July - October : The Battle of Britain

The fall of France meant that Britain stood alone. But, instead of continuing the advance across the Channel, Hitler basked in the glory of the successful campaign in Western Europe. Plans were drawn up to cross the Channel with a huge flotilla of invasion barges, and as these massed in the coming months, Bomber Command visited the Channel ports on many occasions. But the Command's operations were split between destroying the invasion ports and attacking German industry and, in particular, its oil installations. The first Polish squadrons, Nos 300 and 301 (both with Battles), became operational in September, as did the first Czech-manned squadron - No 311 (Wellingtons).

Full details of bomber operations during the Battle of Britain can be found HERE.

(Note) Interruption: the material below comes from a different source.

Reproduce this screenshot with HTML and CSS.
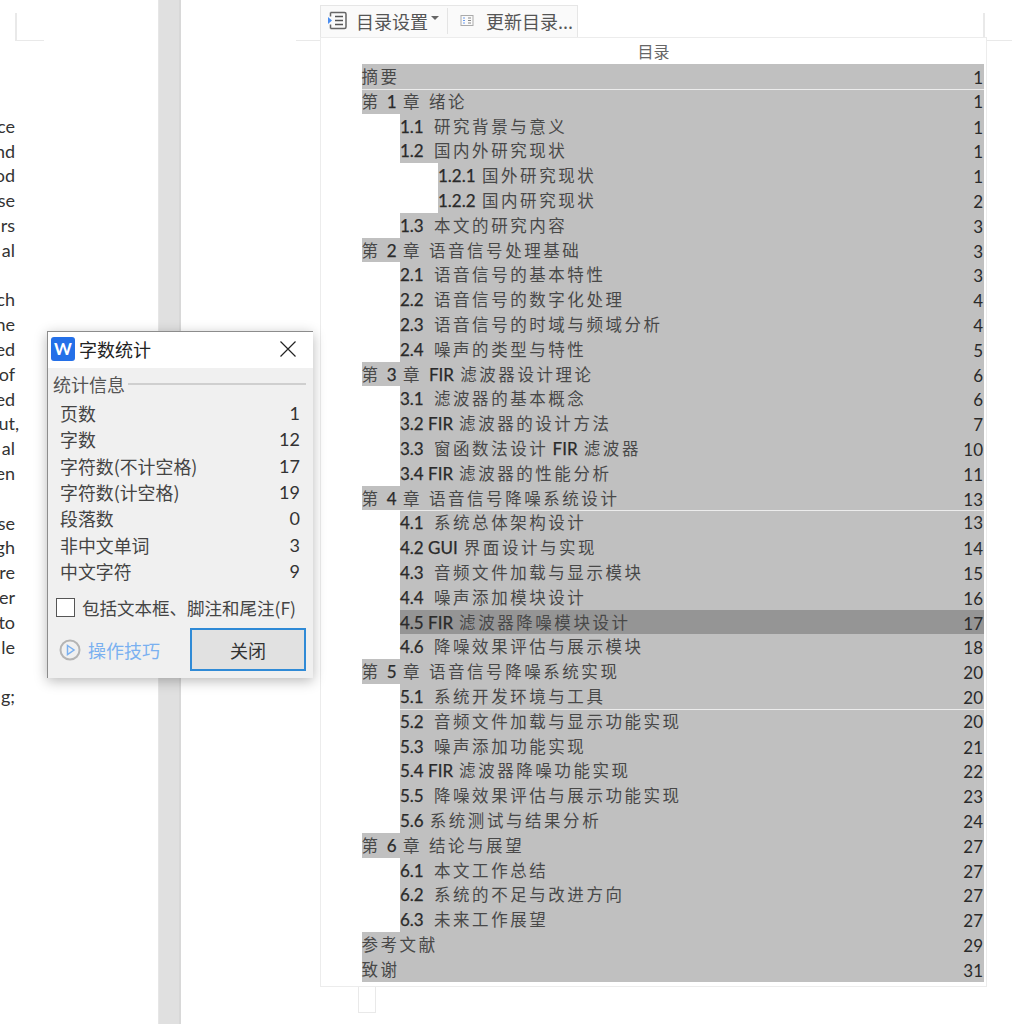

With the immediate threat of invasion gone for the time being, it was new theatres that were starting to draw on Bomber Command's resources. A number of squadrons were sent to the Middle East after Italy had commenced its invasion of Libya and East Africa but for those squadrons that remained the general pace of operations slowed during the winter months. Total numbers of aircraft committed to a single night's operations rarely exceeded 100, and those that were used were still despatched to a multitude of targets in piecemeal formations. There were two notable exceptions to this. The first was a raid by 63 aircraft on night of 7/8 November to the Krupps factory at Essen, the first of many visits to this sprawling complex. Although many crews believed they had found the target, subsequent analysis of photographs taken by the crews showed that many were some distance from the target, possibly attracted by decoy fires which the Germans were known to light for just this reason. Then during the nights of 15/16 and 16/17 November, a total of over 200 aircraft were despatched to Hamburg. (Curiously, in light of subsequent events, these were the second and third consecutive nights that the city had been targeted). One the first night, heavy damage was caused at the Blohm & Voss shipyard and over 60 fires started, but on the next raid, only 60 aircraft were able to find their target. A further 25 found alternatives, but the damage as far less severe.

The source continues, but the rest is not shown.